MADLAD-400 Translation (On-Device, 400+ Languages)
MADLAD-400-3B-MT is a T5 v1.1 encoder-decoder model from Google trained for many-to-many machine translation across 400+ languages. Apache 2.0. The Soniqo build runs as quantized MLX safetensors (INT4 / INT8) on Apple Silicon with no cloud calls. Drop it after ASR for live captioning, after TTS prep for multilingual voice agents, or use it standalone.
audio transcribe meeting.wav | audio translate --to es — same binary, target language is the only required input. Source language is auto-detected by the encoder; you only specify what you want it translated into.
Quick Start
import MADLADTranslation
let translator = try await MADLADTranslator.fromPretrained()
// Greedy decode (recommended default)
let es = try translator.translate("Hello, how are you?", to: "es")
// → "Hola, ¿cómo estás?"
let zh = try translator.translate("Where is the library?", to: "zh")
// → "图书馆在哪里?"
// Streaming
for try await piece in translator.translateStream("Good morning", to: "fr") {
print(piece, terminator: "")
}
CLI
audio translate "Hello, how are you?" --to es
audio translate "Bonjour" --to en --quantization int8
audio translate "Hello world" --to es --stream
audio translate --to fr --json # JSON with timing metrics
# Pipe from ASR
audio transcribe meeting.wav | audio translate --to es
Architecture
T5 v1.1 encoder-decoder, ~3B parameters. 32 encoder + 32 decoder layers, d_model = 1024, d_kv = 128, num_heads = 16, gated GeLU FFN (d_ff = 8192).
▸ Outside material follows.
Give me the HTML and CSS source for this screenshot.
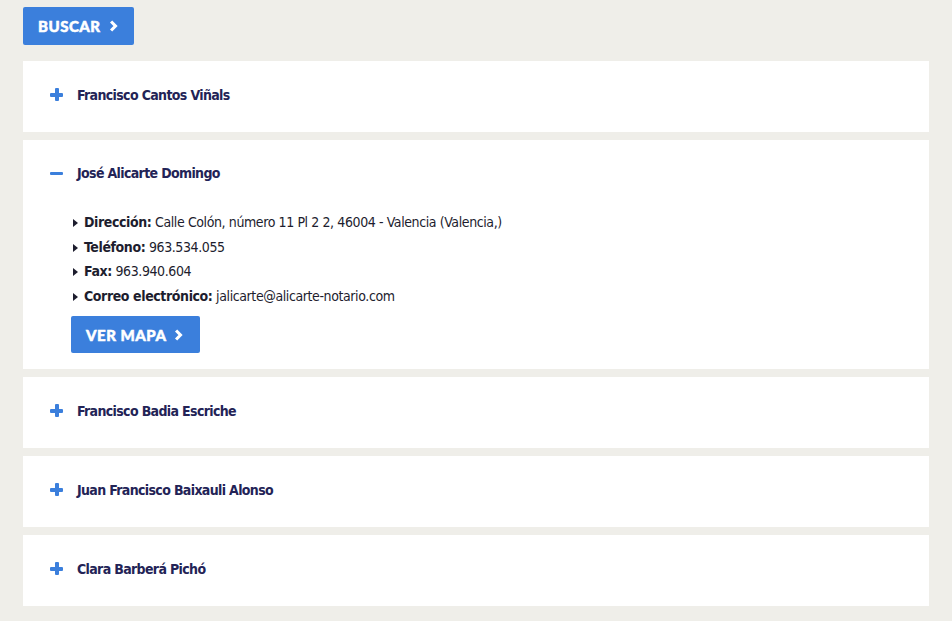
FILE: index.html
```html
<!DOCTYPE html>
<html lang="es">
<head>
<meta charset="utf-8">
<title>Notarios</title>
<link rel="stylesheet" href="styles.css">
</head>
<body>
<main class="page">
  <div class="search-row">
    <button class="btn btn-search">BUSCAR <svg class="chev" viewBox="0 0 10 14" width="9" height="12"><path d="M2.2 1.8 L7.3 7 L2.2 12.2" fill="none" stroke="currentColor" stroke-width="3.6"/></svg></button>
  </div>

  <ul class="accordion">
    <li class="item">
      <div class="item-head"><span class="toggle plus"></span><span class="name">Francisco Cantos Viñals</span></div>
    </li>
    <li class="item open">
      <div class="item-head"><span class="toggle minus"></span><span class="name">José Alicarte Domingo</span></div>
      <div class="item-body">
        <ul class="details">
          <li><b>Dirección:</b> Calle Colón, número 11 Pl 2 2, 46004 - Valencia (Valencia,)</li>
          <li><b>Teléfono:</b> 963.534.055</li>
          <li><b>Fax:</b> 963.940.604</li>
          <li><b>Correo electrónico:</b> jalicarte@alicarte-notario.com</li>
        </ul>
        <button class="btn btn-map">VER MAPA <svg class="chev" viewBox="0 0 10 14" width="9" height="12"><path d="M2.2 1.8 L7.3 7 L2.2 12.2" fill="none" stroke="currentColor" stroke-width="3.6"/></svg></button>
      </div>
    </li>
    <li class="item">
      <div class="item-head"><span class="toggle plus"></span><span class="name">Francisco Badia Escriche</span></div>
    </li>
    <li class="item">
      <div class="item-head"><span class="toggle plus"></span><span class="name">Juan Francisco Baixauli Alonso</span></div>
    </li>
    <li class="item">
      <div class="item-head"><span class="toggle plus"></span><span class="name">Clara Barberá Pichó</span></div>
    </li>
  </ul>
</main>
</body>
</html>
```

FILE: styles.css
```css
html, body {
  margin: 0;
  padding: 0;
  background: #efeee9;
}

.page {
  padding: 7px 23px 0 23px;
  font-family: "DejaVu Sans Condensed", "Liberation Sans", sans-serif;
}

.btn {
  display: inline-flex;
  align-items: center;
  gap: 8px;
  border: 0;
  border-radius: 2px;
  background: #3b7fdc;
  color: #fff;
  font-family: Lato, "Open Sans", sans-serif;
  font-weight: 900;
  font-size: 15px;
  letter-spacing: 0.5px;
  -webkit-text-stroke: 0.5px #fff;
  cursor: pointer;
}

.btn-search {
  height: 38px;
  padding: 0 16px 0 15px;
}

.btn-map {
  height: 37px;
  padding: 0 17px 0 15px;
  margin-top: 8px;
}

.chev {
  display: block;
}

.search-row {
  margin-bottom: 16px;
}

.accordion {
  list-style: none;
  margin: 0;
  padding: 0;
  display: flex;
  flex-direction: column;
  gap: 8px;
}

.item {
  background: #fff;
}

.item-head {
  height: 71px;
  box-sizing: border-box;
  padding: 0 0 4px 27px;
  display: flex;
  align-items: center;
}

.open .item-head {
  height: 67px;
  padding-bottom: 1px;
}

.name {
  color: #232356;
  font-weight: 700;
  font-size: 14px;
  letter-spacing: -0.65px;
}

.toggle {
  position: relative;
  width: 13px;
  height: 13px;
  margin-right: 14px;
}

.toggle::before,
.toggle::after {
  content: "";
  position: absolute;
  background: #3b7fdc;
  border-radius: 1px;
}

.toggle::before {
  left: 0;
  right: 0;
  top: 5px;
  height: 3.5px;
}

.plus::after {
  top: 0;
  bottom: 0;
  left: 5px;
  width: 3.5px;
}

.minus::after {
  display: none;
}

.item-body {
  padding: 3px 0 16px 48px;
}

.details {
  list-style: none;
  margin: 0;
  padding: 0;
  color: #1d1d2e;
  font-size: 14px;
  letter-spacing: -0.4px;
  line-height: 24.5px;
}

.details li {
  position: relative;
  padding-left: 13px;
}

.details li::before {
  content: "";
  position: absolute;
  left: 2px;
  top: 9px;
  border-left: 5px solid #1d1d2e;
  border-top: 4px solid transparent;
  border-bottom: 4px solid transparent;
}

.details b {
  font-weight: 700;
}
```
Position information arrives via a learned relative position bias (32 buckets, max distance 128) instead of position embeddings — bidirectional in the encoder, unidirectional (past-only) in the decoder. The bias table lives only on the first layer of each stack and is propagated through subsequent layers. Attention scores are not scaled by 1/√d_k — that's a T5 quirk.
Cross-attention K/V is computed once from the encoder output and reused for every decode step (cached in DecoderLayerCache.crossAttn). Decoder self-attention KV cache grows per generated token. Greedy decoding is the default and recommended for translation; temperature / top-k / top-p sampling is exposed for paraphrase-style use.
Model Variants
| Variant | Quantization | Size | Compute | HuggingFace |
|---|---|---|---|---|
| MADLAD-400-3B-MT | INT4 | ~1.7 GB | Metal GPU (MLX) | aufklarer/MADLAD400-3B-MT-MLX (int4/) |
| MADLAD-400-3B-MT | INT8 | ~3.1 GB | Metal GPU (MLX) | aufklarer/MADLAD400-3B-MT-MLX (int8/) |
Target Languages
Specify the target as the language code used in MADLAD's vocabulary (typically ISO 639-1 like es, fr, zh, ja, plus 400+ regional variants such as yue for Cantonese, min_nan for Hokkien). The tokenizer resolves <2{lang}> via direct vocabulary lookup and throws MADLADTranslationError.unsupportedLanguage if the code isn't recognized. Source language is auto-detected from the input — you do not specify it.
// Errors out if the language code isn't in MADLAD's vocab.
do {
let _ = try translator.translate("Hello", to: "xx")
} catch MADLADTranslationError.unsupportedLanguage(let code) {
print("MADLAD doesn't support: \(code)")
}
Sampling Configuration
let sampling = TranslationSamplingConfig(
temperature: 0.0, // greedy (default, recommended for MT)
topK: 0, // disabled
topP: 1.0, // disabled
maxTokens: 256,
repetitionPenalty: 1.0
)
let result = try translator.translate("Long-form text…", to: "es", sampling: sampling)
| Parameter | Default | Description |
|---|---|---|
temperature | 0.0 | 0 = greedy. Bump to 0.6–0.8 for paraphrase variation. |
topK | 0 | Top-K cutoff (0 = disabled). |
topP | 1.0 | Nucleus sampling cutoff. |
maxTokens | 256 | Hard cap on output length. |
repetitionPenalty | 1.0 | >1 penalizes recently-generated tokens. |
Conversion
The MLX safetensors at aufklarer/MADLAD400-3B-MT-MLX are quantized from the original google/madlad400-3b-mt via mx.quantize (group size 64). The q/k/v/o, wi_0/wi_1/wo, lm_head, and shared embedding are quantized; layer norm scales and the relative-position-bias table are kept as fp16. MADLAD's only HF embedding key (decoder.embed_tokens.weight) is renamed to shared.weight at conversion time so both encoder and decoder reuse it.
License
Apache 2.0 (inherited from google/madlad400-3b-mt). Model card lists the full set of supported language codes.